▶ [Short problem] Give a verbatim copy of the lines below, minus the pictures.

▶ [Dataset content]
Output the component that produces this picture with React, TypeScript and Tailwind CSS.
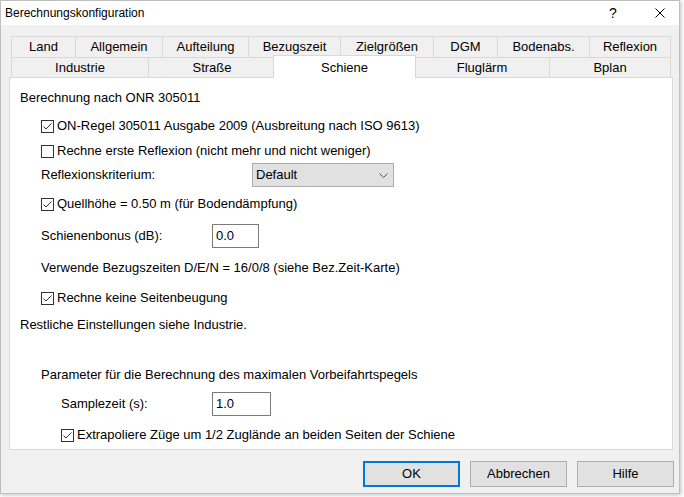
import React from 'react';

type Tab = { label: string; w: number; active?: boolean };

const topTabs: Tab[] = [
  { label: 'Land', w: 64 },
  { label: 'Allgemein', w: 87 },
  { label: 'Aufteilung', w: 86 },
  { label: 'Bezugszeit', w: 92 },
  { label: 'Zielgrößen', w: 93 },
  { label: 'DGM', w: 64 },
  { label: 'Bodenabs.', w: 92 },
  { label: 'Reflexion', w: 82 },
];

const bottomTabs: Tab[] = [
  { label: 'Industrie', w: 137 },
  { label: 'Straße', w: 127 },
  { label: 'Schiene', w: 139, active: true },
  { label: 'Fluglärm', w: 135 },
  { label: 'Bplan', w: 122 },
];

const CheckBox = ({ checked }: { checked: boolean }) => (
  <span className="w-[13px] h-[13px] border border-[#333333] bg-white flex items-center justify-center shrink-0">
    {checked && (
      <svg width="11" height="11" viewBox="0 0 11 11">
        <polyline points="1.5,5.5 4,8 9.5,2.5" fill="none" stroke="#333333" strokeWidth="1" />
      </svg>
    )}
  </span>
);

const CheckRow = ({ label, checked, indent }: { label: string; checked: boolean; indent: string }) => (
  <div className={`flex items-center h-[24px] ${indent}`}>
    <CheckBox checked={checked} />
    <span className="ml-[3px]">{label}</span>
  </div>
);

const TabRow = ({ tabs, height }: { tabs: Tab[]; height: string }) => (
  <div className={`flex items-start ${height}`}>
    {tabs.map((t, i) =>
      t.active ? (
        <div
          key={t.label}
          className="relative z-10 -mt-[2px] -mx-[2px] h-[23px] bg-white border-l border-r border-t border-[#d9d9d9] flex justify-center pt-[2px]"
          style={{ width: t.w + 4 }}
        >
          {t.label}
        </div>
      ) : (
        <div
          key={t.label}
          className={`h-full border-l border-t border-[#d9d9d9] flex items-center justify-center ${i === tabs.length - 1 ? 'border-r' : ''}`}
          style={{ width: t.w }}
        >
          {t.label}
        </div>
      )
    )}
  </div>
);

const Button = ({ label, focused }: { label: string; focused?: boolean }) => (
  <div
    className={`w-[97px] h-[26px] bg-[#e1e1e1] flex items-center justify-center ${
      focused ? 'border-2 border-[#0078d7]' : 'border border-[#adadad]'
    }`}
  >
    {label}
  </div>
);

export default function App() {
  return (
    <div className="w-[684px] h-[497px] bg-white overflow-hidden text-[13px] text-black font-['Liberation_Sans',Arial,sans-serif]">
      <div className="w-[680px] h-[494px] bg-[#f0f0f0] border border-[#bfbfbf] shadow-[1px_1px_4px_rgba(0,0,0,0.25)] flex flex-col">
        {/* title bar */}
        <div className="h-[24px] bg-white flex items-center pl-[4px] text-[12px]">
          <span className="flex-1">Berechnungskonfiguration</span>
          <span className="text-[14px] w-[8px] mr-[38px]">?</span>
          <svg width="10" height="10" viewBox="0 0 10 10" className="mr-[14px]">
            <path d="M0.5 0.5 L9.5 9.5 M9.5 0.5 L0.5 9.5" stroke="#000" strokeWidth="1" />
          </svg>
        </div>

        {/* tabs */}
        <div className="pt-[11px] pl-[10px]">
          <TabRow tabs={topTabs} height="h-[21px]" />
          <TabRow tabs={bottomTabs} height="h-[20px]" />
        </div>

        {/* page */}
        <div className="ml-[8px] w-[664px] h-[373px] bg-white border border-[#d9d9d9] flex flex-col pt-[8px] pl-[10px]">
          <div className="h-[24px] flex items-center">Berechnung nach ONR 305011</div>
          <div className="mt-[4px]">
            <CheckRow checked label="ON-Regel 305011 Ausgabe 2009 (Ausbreitung nach ISO 9613)" indent="pl-[21px]" />
          </div>
          <div className="mt-[1px]">
            <CheckRow checked={false} label="Rechne erste Reflexion (nicht mehr und nicht weniger)" indent="pl-[21px]" />
          </div>
          <div className="h-[24px] flex items-center pl-[21px]">
            <span className="w-[211px]">Reflexionskriterium:</span>
            <div className="w-[142px] h-[24px] bg-[#e1e1e1] border border-[#adadad] flex items-center pl-[3px] pr-[5px]">
              <span className="flex-1">Default</span>
              <svg width="9" height="5" viewBox="0 0 9 5">
                <polyline points="0.5,0.5 4.5,4.5 8.5,0.5" fill="none" stroke="#555" strokeWidth="1" />
              </svg>
            </div>
          </div>
          <div className="mt-[5px]">
            <CheckRow checked label="Quellhöhe = 0.50 m (für Bodendämpfung)" indent="pl-[21px]" />
          </div>
          <div className="mt-[8px] h-[24px] flex items-center pl-[21px]">
            <span className="w-[171px]">Schienenbonus (dB):</span>
            <div className="w-[47px] h-[24px] border border-[#7a7a7a] flex items-center pl-[3px]">0.0</div>
          </div>
          <div className="mt-[8px] h-[24px] flex items-center pl-[21px]">
            Verwende Bezugszeiten D/E/N = 16/0/8 (siehe Bez.Zeit-Karte)
          </div>
          <div className="mt-[6px]">
            <CheckRow checked label="Rechne keine Seitenbeugung" indent="pl-[21px]" />
          </div>
          <div className="mt-[3px] h-[24px] flex items-center">Restliche Einstellungen siehe Industrie.</div>
          <div className="mt-[26px] h-[24px] flex items-center pl-[21px]">
            Parameter für die Berechnung des maximalen Vorbeifahrtspegels
          </div>
          <div className="mt-[5px] h-[24px] flex items-center pl-[41px]">
            <span className="w-[151px]">Samplezeit (s):</span>
            <div className="w-[59px] h-[24px] border border-[#7a7a7a] flex items-center pl-[3px]">1.0</div>
          </div>
          <div className="mt-[7px]">
            <CheckRow checked label="Extrapoliere Züge um 1/2 Zuglände an beiden Seiten der Schiene" indent="pl-[41px]" />
          </div>
        </div>

        {/* buttons */}
        <div className="mt-[11px] flex justify-end gap-[10px] pr-[5px]">
          <Button label="OK" focused />
          <Button label="Abbrechen" />
          <Button label="Hilfe" />
        </div>
      </div>
    </div>
  );
}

▶ [Exercise result]
Output the component that produces this picture with React, TypeScript and Tailwind CSS.
import React from 'react';

type Tab = { label: string; w: number; active?: boolean };

const topTabs: Tab[] = [
  { label: 'Land', w: 64 },
  { label: 'Allgemein', w: 87 },
  { label: 'Aufteilung', w: 86 },
  { label: 'Bezugszeit', w: 92 },
  { label: 'Zielgrößen', w: 93 },
  { label: 'DGM', w: 64 },
  { label: 'Bodenabs.', w: 92 },
  { label: 'Reflexion', w: 82 },
];

const bottomTabs: Tab[] = [
  { label: 'Industrie', w: 137 },
  { label: 'Straße', w: 127 },
  { label: 'Schiene', w: 139, active: true },
  { label: 'Fluglärm', w: 135 },
  { label: 'Bplan', w: 122 },
];

const CheckBox = ({ checked }: { checked: boolean }) => (
  <span className="w-[13px] h-[13px] border border-[#333333] bg-white flex items-center justify-center shrink-0">
    {checked && (
      <svg width="11" height="11" viewBox="0 0 11 11">
        <polyline points="1.5,5.5 4,8 9.5,2.5" fill="none" stroke="#333333" strokeWidth="1" />
      </svg>
    )}
  </span>
);

const CheckRow = ({ label, checked, indent }: { label: string; checked: boolean; indent: string }) => (
  <div className={`flex items-center h-[24px] ${indent}`}>
    <CheckBox checked={checked} />
    <span className="ml-[3px]">{label}</span>
  </div>
);

const TabRow = ({ tabs, height }: { tabs: Tab[]; height: string }) => (
  <div className={`flex items-start ${height}`}>
    {tabs.map((t, i) =>
      t.active ? (
        <div
          key={t.label}
          className="relative z-10 -mt-[2px] -mx-[2px] h-[23px] bg-white border-l border-r border-t border-[#d9d9d9] flex justify-center pt-[2px]"
          style={{ width: t.w + 4 }}
        >
          {t.label}
        </div>
      ) : (
        <div
          key={t.label}
          className={`h-full border-l border-t border-[#d9d9d9] flex items-center justify-center ${i === tabs.length - 1 ? 'border-r' : ''}`}
          style={{ width: t.w }}
        >
          {t.label}
        </div>
      )
    )}
  </div>
);

const Button = ({ label, focused }: { label: string; focused?: boolean }) => (
  <div
    className={`w-[97px] h-[26px] bg-[#e1e1e1] flex items-center justify-center ${
      focused ? 'border-2 border-[#0078d7]' : 'border border-[#adadad]'
    }`}
  >
    {label}
  </div>
);

export default function App() {
  return (
    <div className="w-[684px] h-[497px] bg-white overflow-hidden text-[13px] text-black font-['Liberation_Sans',Arial,sans-serif]">
      <div className="w-[680px] h-[494px] bg-[#f0f0f0] border border-[#bfbfbf] shadow-[1px_1px_4px_rgba(0,0,0,0.25)] flex flex-col">
        {/* title bar */}
        <div className="h-[24px] bg-white flex items-center pl-[4px] text-[12px]">
          <span className="flex-1">Berechnungskonfiguration</span>
          <span className="text-[14px] w-[8px] mr-[38px]">?</span>
          <svg width="10" height="10" viewBox="0 0 10 10" className="mr-[14px]">
            <path d="M0.5 0.5 L9.5 9.5 M9.5 0.5 L0.5 9.5" stroke="#000" strokeWidth="1" />
          </svg>
        </div>

        {/* tabs */}
        <div className="pt-[11px] pl-[10px]">
          <TabRow tabs={topTabs} height="h-[21px]" />
          <TabRow tabs={bottomTabs} height="h-[20px]" />
        </div>

        {/* page */}
        <div className="ml-[8px] w-[664px] h-[373px] bg-white border border-[#d9d9d9] flex flex-col pt-[8px] pl-[10px]">
          <div className="h-[24px] flex items-center">Berechnung nach ONR 305011</div>
          <div className="mt-[4px]">
            <CheckRow checked label="ON-Regel 305011 Ausgabe 2009 (Ausbreitung nach ISO 9613)" indent="pl-[21px]" />
          </div>
          <div className="mt-[1px]">
            <CheckRow checked={false} label="Rechne erste Reflexion (nicht mehr und nicht weniger)" indent="pl-[21px]" />
          </div>
          <div className="h-[24px] flex items-center pl-[21px]">
            <span className="w-[211px]">Reflexionskriterium:</span>
            <div className="w-[142px] h-[24px] bg-[#e1e1e1] border border-[#adadad] flex items-center pl-[3px] pr-[5px]">
              <span className="flex-1">Default</span>
              <svg width="9" height="5" viewBox="0 0 9 5">
                <polyline points="0.5,0.5 4.5,4.5 8.5,0.5" fill="none" stroke="#555" strokeWidth="1" />
              </svg>
            </div>
          </div>
          <div className="mt-[5px]">
            <CheckRow checked label="Quellhöhe = 0.50 m (für Bodendämpfung)" indent="pl-[21px]" />
          </div>
          <div className="mt-[8px] h-[24px] flex items-center pl-[21px]">
            <span className="w-[171px]">Schienenbonus (dB):</span>
            <div className="w-[47px] h-[24px] border border-[#7a7a7a] flex items-center pl-[3px]">0.0</div>
          </div>
          <div className="mt-[8px] h-[24px] flex items-center pl-[21px]">
            Verwende Bezugszeiten D/E/N = 16/0/8 (siehe Bez.Zeit-Karte)
          </div>
          <div className="mt-[6px]">
            <CheckRow checked label="Rechne keine Seitenbeugung" indent="pl-[21px]" />
          </div>
          <div className="mt-[3px] h-[24px] flex items-center">Restliche Einstellungen siehe Industrie.</div>
          <div className="mt-[26px] h-[24px] flex items-center pl-[21px]">
            Parameter für die Berechnung des maximalen Vorbeifahrtspegels
          </div>
          <div className="mt-[5px] h-[24px] flex items-center pl-[41px]">
            <span className="w-[151px]">Samplezeit (s):</span>
            <div className="w-[59px] h-[24px] border border-[#7a7a7a] flex items-center pl-[3px]">1.0</div>
          </div>
          <div className="mt-[7px]">
            <CheckRow checked label="Extrapoliere Züge um 1/2 Zuglände an beiden Seiten der Schiene" indent="pl-[41px]" />
          </div>
        </div>

        {/* buttons */}
        <div className="mt-[11px] flex justify-end gap-[10px] pr-[5px]">
          <Button label="OK" focused />
          <Button label="Abbrechen" />
          <Button label="Hilfe" />
        </div>
      </div>
    </div>
  );
}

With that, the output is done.